As I write this, I hear my neighbors talking, out on their patio. They are from Iraq. They fled their homeland, and the only life they ever knew to come here, to provide a fresh start and a safe life for themselves and their daughter, who has special needs.
Though I don’t know them well, I’ve enjoyed watching them adapt to life here. I see the pride with which they keep house, and I feel the sense of relief they have in knowing that they are in a safe, comfortable space. I can’t begin to imagine what they have endured, as the war raged on in their home country. They left it all behind, for freedom and security…
As you sit in your home, reading this, take a good look around. Look at all your stuff, some sentimental items, some treasured keepsakes, some family heirlooms. And your furniture, and favorite books, your big screen tv, and nice comfortable bed…
Could you leave it all behind, and start over in a country where you didn’t know the language or the customs? Would you be too scared to try? What would it take to make you want to leave everything that is familiar to you?

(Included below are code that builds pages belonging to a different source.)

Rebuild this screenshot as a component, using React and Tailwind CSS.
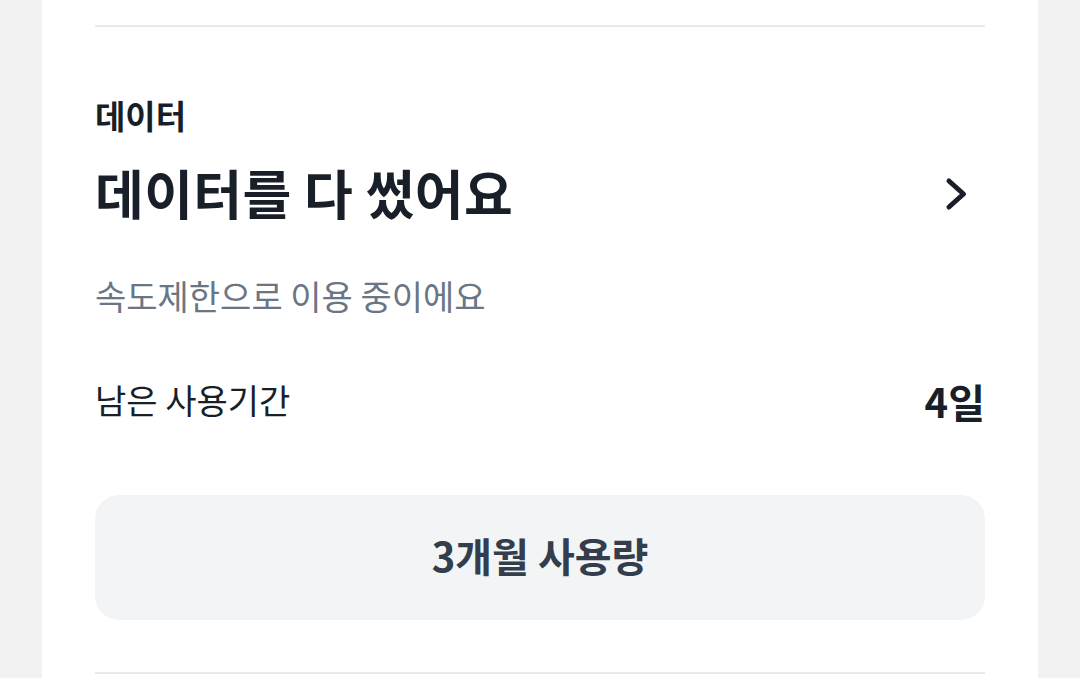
import React from 'react';

const font = { fontFamily: '"Noto Sans CJK KR", "Noto Sans", sans-serif' };

function Chevron() {
  return (
    <svg width="40" height="40" viewBox="0 0 40 40" fill="none" className="mr-[5px] -mt-[2px]">
      <path d="M9 8 L23.5 21 L9 34" stroke="#191f28" strokeWidth="5" strokeLinecap="round" strokeLinejoin="round" />
    </svg>
  );
}

export default function App() {
  return (
    <div className="min-h-screen bg-[#f2f2f2] flex justify-center" style={font}>
      <div className="w-[996px] bg-white px-[53px] pt-[25px] pb-[4px]">
        <div className="h-[2px] bg-[#e8eaed]" />

        <div className="mt-[68px] text-[33px] leading-[40px] font-semibold text-[#191f28]">데이터</div>

        <div className="mt-[29px] flex items-center justify-between h-[60px]">
          <h1 className="text-[53px] leading-[60px] font-bold text-[#191f28] tracking-[0.4px] -mt-[4px]">데이터를 다 썼어요</h1>
          <Chevron />
        </div>

        <p className="mt-[52px] text-[34px] leading-[40px] text-[#6b7684]">속도제한으로 이용 중이에요</p>

        <div className="mt-[64px] flex items-center justify-between h-[40px]">
          <span className="text-[34px] leading-[40px] text-[#191f28]">남은 사용기간</span>
          <span className="text-[40px] leading-[40px] font-bold text-[#191f28] mt-[2px]">4일</span>
        </div>

        <button className="mt-[75px] w-full h-[125px] rounded-[24px] bg-[#f2f4f6] text-[40px] font-bold text-[#333d4b]">
          <span className="relative -top-[3px]">3개월 사용량</span>
        </button>

        <div className="mt-[52px] h-[2px] bg-[#e8eaed]" />
      </div>
    </div>
  );
}
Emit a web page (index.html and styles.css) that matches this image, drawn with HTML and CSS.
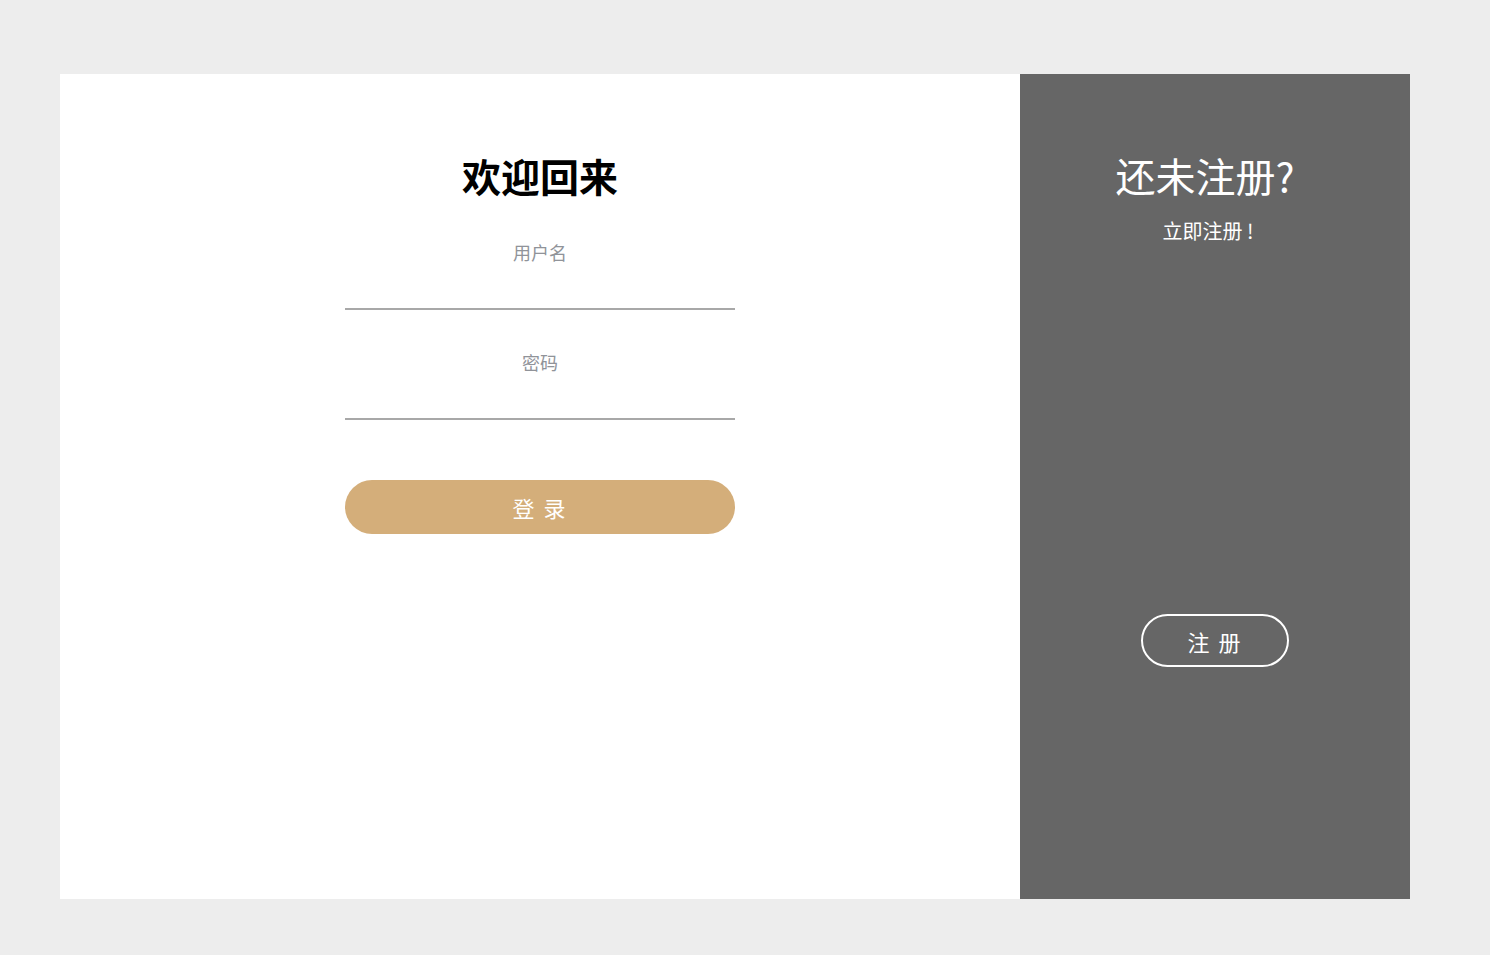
FILE: index.html
```html
<!DOCTYPE html>
<html lang="zh">
<head>
<meta charset="utf-8">
<title>登录</title>
<link rel="stylesheet" href="styles.css">
</head>
<body>
<div class="container">
  <div class="login">
    <h2 class="title">欢迎回来</h2>
    <form class="form">
      <label class="field">
        <span class="label">用户名</span>
        <input class="input" type="text">
      </label>
      <label class="field">
        <span class="label">密码</span>
        <input class="input" type="password">
      </label>
      <button type="button" class="submit">登 录</button>
    </form>
  </div>
  <div class="side">
    <h2 class="side-title">还未注册?</h2>
    <p class="side-sub">立即注册 !</p>
    <button type="button" class="register">注 册</button>
  </div>
</div>
</body>
</html>
```
FILE: styles.css
```css
* { box-sizing: border-box; }
html, body { margin: 0; padding: 0; }
body {
  background: #ededed;
  font-family: "Microsoft YaHei", "Noto Sans CJK SC", "Noto Sans", sans-serif;
  padding: 74px 0 0 60px;
  min-height: 955px;
}
.container {
  width: 1350px;
  height: 825px;
  display: flex;
}
.login {
  width: 960px;
  background: #fff;
  padding-top: 81px;
  display: flex;
  flex-direction: column;
  align-items: center;
}
.title {
  margin: 0;
  font-size: 39px;
  line-height: 40px;
  font-weight: 700;
  color: #000;
}
.form {
  width: 390px;
  margin-top: 47px;
  display: flex;
  flex-direction: column;
}
.field {
  display: flex;
  flex-direction: column;
  margin-bottom: 42px;
}
.label {
  display: block;
  text-align: center;
  font-size: 18px;
  line-height: 20px;
  color: #909399;
}
.input {
  display: block;
  width: 100%;
  height: 48px;
  border: none;
  border-bottom: 2px solid #a8a8a8;
  outline: none;
  background: transparent;
  font-size: 16px;
  padding: 0;
}
.submit {
  margin-top: 18px;
  height: 54px;
  width: 100%;
  border: none;
  border-radius: 27px;
  background: #d4ae7a;
  color: #fff;
  font-family: inherit;
  font-size: 22px;
  letter-spacing: 2px;
  cursor: pointer;
}
.side {
  width: 390px;
  background: #666;
  color: #fff;
  padding-top: 81px;
  display: flex;
  flex-direction: column;
  align-items: center;
}
.side-title {
  margin: 0;
  font-size: 40px;
  line-height: 40px;
  font-weight: 400;
  padding-right: 20px;
}
.side-sub {
  margin: 25px 0 0;
  font-size: 20px;
  line-height: 22px;
  padding-right: 14px;
}
.register {
  margin-top: 372px;
  width: 148px;
  height: 53px;
  border: 2px solid #fff;
  border-radius: 27px;
  background: transparent;
  color: #fff;
  font-family: inherit;
  font-size: 22px;
  letter-spacing: 2px;
  cursor: pointer;
}
```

This family from Iraq reminds me, every day, of how incredibly blessed I am to live in America. Every soldier who has ever fought in any war to protect our way of life is directly responsible for my freedom. Though our way of life may not be perfect, we are a free country. We don’t have a dictator ruling our lives with a heavy hand.
In ongoing battles, far and wide, big and small – some of which the typical American will never know about – the war rages on. And selfless men and women continue to put themselves in harm’s way, knowing they might not make it home. I honor every single one of them, and their families, today, and every day…
I remember when the movie “Saving Private Ryan” came out. It was the most accurate portrayal of war to date. And it changed me.
Today, a new film makes its debut in select theaters across the country – “The Hornet’s Nest.” I saw that film today, and I encourage all of you to see it. This is not a fictionalized movie, or “based on a true story.” It is real footage of some of the troops in Afghanistan. It is disturbing and enlightening, and it is in-your-face terrifying at times. It is an important film, documenting the hell that the soldiers go through.
When Captain Kevin Mott yells out “Follow me!” his guys do just that – they follow behind him, down rugged terrain, to get to their target, even with gunfire raging all around them. The sound of bullets whizzing past one’s head is nothing like what I’d imagined. And now that I know what it sounds like, I hope to never hear it again…
But the soldiers face that sound, and the heat, and the uncertainty EVERY SINGLE DAY – for us, for our flag, for America and all that we stand for.
At one point, the soldiers were in a 360° firefight. How does one not panic, and just give up? Soldiers don’t. They keep fighting through. And when someone gets hit, they do all they can to get them to safety, and to get them the medical help they need.
To all who have put themselves in harm’s way for us, a mere “Thank you” is not enough… But it’s all I have, and all I can give, sincerely, from the depths of my soul…
And thank you to Mike and Carlos Boettcher, for risking your own lives and embedding yourselves in with the troops to make this film. You have opened my eyes to the harsh reality of war, and I trust that everyone who sees this film will walk away with a better appreciation for our armed forces.